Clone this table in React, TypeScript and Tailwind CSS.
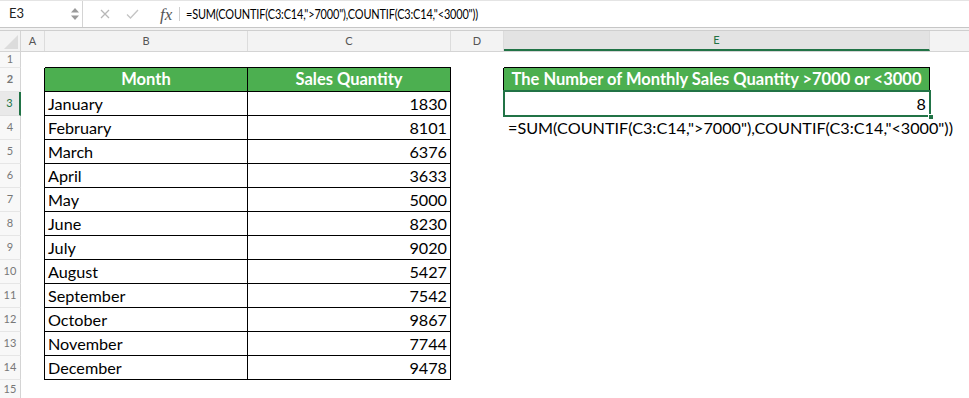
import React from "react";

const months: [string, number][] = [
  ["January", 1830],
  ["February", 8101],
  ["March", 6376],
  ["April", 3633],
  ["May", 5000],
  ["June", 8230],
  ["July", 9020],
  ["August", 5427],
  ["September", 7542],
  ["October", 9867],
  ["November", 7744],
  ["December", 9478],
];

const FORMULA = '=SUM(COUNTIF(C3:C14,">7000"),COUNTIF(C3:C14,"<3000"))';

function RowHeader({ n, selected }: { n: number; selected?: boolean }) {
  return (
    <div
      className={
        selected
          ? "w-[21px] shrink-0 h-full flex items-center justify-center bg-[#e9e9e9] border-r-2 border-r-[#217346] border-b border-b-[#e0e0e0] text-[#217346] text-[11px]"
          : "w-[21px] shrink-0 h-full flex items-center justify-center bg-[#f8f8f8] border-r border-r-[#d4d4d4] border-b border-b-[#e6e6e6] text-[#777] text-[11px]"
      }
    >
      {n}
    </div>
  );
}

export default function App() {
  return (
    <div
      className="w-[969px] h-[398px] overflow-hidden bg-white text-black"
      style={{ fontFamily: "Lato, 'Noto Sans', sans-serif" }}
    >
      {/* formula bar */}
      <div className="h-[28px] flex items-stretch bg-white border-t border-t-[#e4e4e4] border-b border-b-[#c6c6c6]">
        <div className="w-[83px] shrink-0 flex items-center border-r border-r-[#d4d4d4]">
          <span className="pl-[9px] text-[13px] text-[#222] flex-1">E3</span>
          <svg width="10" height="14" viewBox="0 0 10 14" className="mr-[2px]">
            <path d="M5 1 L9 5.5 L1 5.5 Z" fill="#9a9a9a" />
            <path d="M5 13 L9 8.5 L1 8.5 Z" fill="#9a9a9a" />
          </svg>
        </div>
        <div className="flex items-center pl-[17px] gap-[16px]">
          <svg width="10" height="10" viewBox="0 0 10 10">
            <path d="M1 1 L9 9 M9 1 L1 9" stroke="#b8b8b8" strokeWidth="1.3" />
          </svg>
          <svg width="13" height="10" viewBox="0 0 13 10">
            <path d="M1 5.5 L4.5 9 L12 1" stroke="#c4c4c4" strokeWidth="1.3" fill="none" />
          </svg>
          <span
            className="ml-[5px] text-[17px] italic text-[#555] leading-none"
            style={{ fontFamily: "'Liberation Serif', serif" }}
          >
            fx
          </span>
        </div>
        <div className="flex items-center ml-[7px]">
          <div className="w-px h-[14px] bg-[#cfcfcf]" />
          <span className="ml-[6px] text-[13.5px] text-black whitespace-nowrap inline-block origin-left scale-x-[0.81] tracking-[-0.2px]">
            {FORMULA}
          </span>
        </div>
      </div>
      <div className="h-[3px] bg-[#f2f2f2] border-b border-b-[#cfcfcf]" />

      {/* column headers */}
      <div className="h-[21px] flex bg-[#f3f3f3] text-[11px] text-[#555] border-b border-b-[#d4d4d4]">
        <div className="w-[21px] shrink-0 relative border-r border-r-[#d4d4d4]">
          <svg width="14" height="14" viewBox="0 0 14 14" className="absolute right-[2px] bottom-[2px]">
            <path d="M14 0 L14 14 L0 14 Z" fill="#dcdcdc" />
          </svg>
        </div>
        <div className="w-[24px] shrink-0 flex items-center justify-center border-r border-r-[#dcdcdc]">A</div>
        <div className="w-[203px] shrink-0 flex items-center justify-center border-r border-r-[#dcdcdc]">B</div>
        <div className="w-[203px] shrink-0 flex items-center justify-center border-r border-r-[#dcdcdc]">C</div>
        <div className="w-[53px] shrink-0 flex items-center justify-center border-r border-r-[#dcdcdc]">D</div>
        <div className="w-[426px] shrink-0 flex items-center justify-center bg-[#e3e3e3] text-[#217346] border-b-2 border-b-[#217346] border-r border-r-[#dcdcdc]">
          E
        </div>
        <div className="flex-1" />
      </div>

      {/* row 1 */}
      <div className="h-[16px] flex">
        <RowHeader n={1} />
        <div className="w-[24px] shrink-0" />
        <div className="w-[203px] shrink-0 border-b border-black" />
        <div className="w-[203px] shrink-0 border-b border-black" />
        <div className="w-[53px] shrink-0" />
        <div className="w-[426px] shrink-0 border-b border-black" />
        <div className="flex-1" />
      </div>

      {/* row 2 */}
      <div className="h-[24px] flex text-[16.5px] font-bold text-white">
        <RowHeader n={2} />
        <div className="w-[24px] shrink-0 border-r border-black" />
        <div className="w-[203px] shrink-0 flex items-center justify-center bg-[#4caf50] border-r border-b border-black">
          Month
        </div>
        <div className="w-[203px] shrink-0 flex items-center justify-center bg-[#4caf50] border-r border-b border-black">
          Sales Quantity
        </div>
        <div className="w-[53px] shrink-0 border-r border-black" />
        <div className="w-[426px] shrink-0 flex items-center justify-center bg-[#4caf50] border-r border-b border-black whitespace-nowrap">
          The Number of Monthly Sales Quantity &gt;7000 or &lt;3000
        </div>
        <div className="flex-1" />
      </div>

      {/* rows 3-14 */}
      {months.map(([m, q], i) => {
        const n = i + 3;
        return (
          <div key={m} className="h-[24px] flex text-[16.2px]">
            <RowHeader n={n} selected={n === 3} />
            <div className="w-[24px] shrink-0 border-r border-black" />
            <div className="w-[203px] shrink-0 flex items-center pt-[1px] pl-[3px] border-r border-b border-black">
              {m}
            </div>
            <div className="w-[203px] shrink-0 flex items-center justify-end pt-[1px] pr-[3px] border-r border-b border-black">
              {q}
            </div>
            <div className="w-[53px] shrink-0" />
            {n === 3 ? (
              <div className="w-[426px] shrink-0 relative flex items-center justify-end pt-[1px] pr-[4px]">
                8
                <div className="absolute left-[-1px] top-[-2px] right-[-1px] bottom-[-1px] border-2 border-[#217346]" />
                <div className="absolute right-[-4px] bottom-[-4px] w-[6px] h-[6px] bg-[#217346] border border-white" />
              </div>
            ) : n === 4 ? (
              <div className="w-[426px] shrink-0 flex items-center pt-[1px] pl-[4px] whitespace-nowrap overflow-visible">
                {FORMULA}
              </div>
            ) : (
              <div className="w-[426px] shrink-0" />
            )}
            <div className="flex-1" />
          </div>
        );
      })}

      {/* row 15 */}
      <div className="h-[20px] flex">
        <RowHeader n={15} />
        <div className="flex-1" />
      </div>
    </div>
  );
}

--------------------

• **YOUR OBJECTIVE**
Quote everything in the listing above exactly; pictures are the only thing to omit.

• **TASK ANSWER**
Clone this table in React, TypeScript and Tailwind CSS.
import React from "react";

const months: [string, number][] = [
  ["January", 1830],
  ["February", 8101],
  ["March", 6376],
  ["April", 3633],
  ["May", 5000],
  ["June", 8230],
  ["July", 9020],
  ["August", 5427],
  ["September", 7542],
  ["October", 9867],
  ["November", 7744],
  ["December", 9478],
];

const FORMULA = '=SUM(COUNTIF(C3:C14,">7000"),COUNTIF(C3:C14,"<3000"))';

function RowHeader({ n, selected }: { n: number; selected?: boolean }) {
  return (
    <div
      className={
        selected
          ? "w-[21px] shrink-0 h-full flex items-center justify-center bg-[#e9e9e9] border-r-2 border-r-[#217346] border-b border-b-[#e0e0e0] text-[#217346] text-[11px]"
          : "w-[21px] shrink-0 h-full flex items-center justify-center bg-[#f8f8f8] border-r border-r-[#d4d4d4] border-b border-b-[#e6e6e6] text-[#777] text-[11px]"
      }
    >
      {n}
    </div>
  );
}

export default function App() {
  return (
    <div
      className="w-[969px] h-[398px] overflow-hidden bg-white text-black"
      style={{ fontFamily: "Lato, 'Noto Sans', sans-serif" }}
    >
      {/* formula bar */}
      <div className="h-[28px] flex items-stretch bg-white border-t border-t-[#e4e4e4] border-b border-b-[#c6c6c6]">
        <div className="w-[83px] shrink-0 flex items-center border-r border-r-[#d4d4d4]">
          <span className="pl-[9px] text-[13px] text-[#222] flex-1">E3</span>
          <svg width="10" height="14" viewBox="0 0 10 14" className="mr-[2px]">
            <path d="M5 1 L9 5.5 L1 5.5 Z" fill="#9a9a9a" />
            <path d="M5 13 L9 8.5 L1 8.5 Z" fill="#9a9a9a" />
          </svg>
        </div>
        <div className="flex items-center pl-[17px] gap-[16px]">
          <svg width="10" height="10" viewBox="0 0 10 10">
            <path d="M1 1 L9 9 M9 1 L1 9" stroke="#b8b8b8" strokeWidth="1.3" />
          </svg>
          <svg width="13" height="10" viewBox="0 0 13 10">
            <path d="M1 5.5 L4.5 9 L12 1" stroke="#c4c4c4" strokeWidth="1.3" fill="none" />
          </svg>
          <span
            className="ml-[5px] text-[17px] italic text-[#555] leading-none"
            style={{ fontFamily: "'Liberation Serif', serif" }}
          >
            fx
          </span>
        </div>
        <div className="flex items-center ml-[7px]">
          <div className="w-px h-[14px] bg-[#cfcfcf]" />
          <span className="ml-[6px] text-[13.5px] text-black whitespace-nowrap inline-block origin-left scale-x-[0.81] tracking-[-0.2px]">
            {FORMULA}
          </span>
        </div>
      </div>
      <div className="h-[3px] bg-[#f2f2f2] border-b border-b-[#cfcfcf]" />

      {/* column headers */}
      <div className="h-[21px] flex bg-[#f3f3f3] text-[11px] text-[#555] border-b border-b-[#d4d4d4]">
        <div className="w-[21px] shrink-0 relative border-r border-r-[#d4d4d4]">
          <svg width="14" height="14" viewBox="0 0 14 14" className="absolute right-[2px] bottom-[2px]">
            <path d="M14 0 L14 14 L0 14 Z" fill="#dcdcdc" />
          </svg>
        </div>
        <div className="w-[24px] shrink-0 flex items-center justify-center border-r border-r-[#dcdcdc]">A</div>
        <div className="w-[203px] shrink-0 flex items-center justify-center border-r border-r-[#dcdcdc]">B</div>
        <div className="w-[203px] shrink-0 flex items-center justify-center border-r border-r-[#dcdcdc]">C</div>
        <div className="w-[53px] shrink-0 flex items-center justify-center border-r border-r-[#dcdcdc]">D</div>
        <div className="w-[426px] shrink-0 flex items-center justify-center bg-[#e3e3e3] text-[#217346] border-b-2 border-b-[#217346] border-r border-r-[#dcdcdc]">
          E
        </div>
        <div className="flex-1" />
      </div>

      {/* row 1 */}
      <div className="h-[16px] flex">
        <RowHeader n={1} />
        <div className="w-[24px] shrink-0" />
        <div className="w-[203px] shrink-0 border-b border-black" />
        <div className="w-[203px] shrink-0 border-b border-black" />
        <div className="w-[53px] shrink-0" />
        <div className="w-[426px] shrink-0 border-b border-black" />
        <div className="flex-1" />
      </div>

      {/* row 2 */}
      <div className="h-[24px] flex text-[16.5px] font-bold text-white">
        <RowHeader n={2} />
        <div className="w-[24px] shrink-0 border-r border-black" />
        <div className="w-[203px] shrink-0 flex items-center justify-center bg-[#4caf50] border-r border-b border-black">
          Month
        </div>
        <div className="w-[203px] shrink-0 flex items-center justify-center bg-[#4caf50] border-r border-b border-black">
          Sales Quantity
        </div>
        <div className="w-[53px] shrink-0 border-r border-black" />
        <div className="w-[426px] shrink-0 flex items-center justify-center bg-[#4caf50] border-r border-b border-black whitespace-nowrap">
          The Number of Monthly Sales Quantity &gt;7000 or &lt;3000
        </div>
        <div className="flex-1" />
      </div>

      {/* rows 3-14 */}
      {months.map(([m, q], i) => {
        const n = i + 3;
        return (
          <div key={m} className="h-[24px] flex text-[16.2px]">
            <RowHeader n={n} selected={n === 3} />
            <div className="w-[24px] shrink-0 border-r border-black" />
            <div className="w-[203px] shrink-0 flex items-center pt-[1px] pl-[3px] border-r border-b border-black">
              {m}
            </div>
            <div className="w-[203px] shrink-0 flex items-center justify-end pt-[1px] pr-[3px] border-r border-b border-black">
              {q}
            </div>
            <div className="w-[53px] shrink-0" />
            {n === 3 ? (
              <div className="w-[426px] shrink-0 relative flex items-center justify-end pt-[1px] pr-[4px]">
                8
                <div className="absolute left-[-1px] top-[-2px] right-[-1px] bottom-[-1px] border-2 border-[#217346]" />
                <div className="absolute right-[-4px] bottom-[-4px] w-[6px] h-[6px] bg-[#217346] border border-white" />
              </div>
            ) : n === 4 ? (
              <div className="w-[426px] shrink-0 flex items-center pt-[1px] pl-[4px] whitespace-nowrap overflow-visible">
                {FORMULA}
              </div>
            ) : (
              <div className="w-[426px] shrink-0" />
            )}
            <div className="flex-1" />
          </div>
        );
      })}

      {/* row 15 */}
      <div className="h-[20px] flex">
        <RowHeader n={15} />
        <div className="flex-1" />
      </div>
    </div>
  );
}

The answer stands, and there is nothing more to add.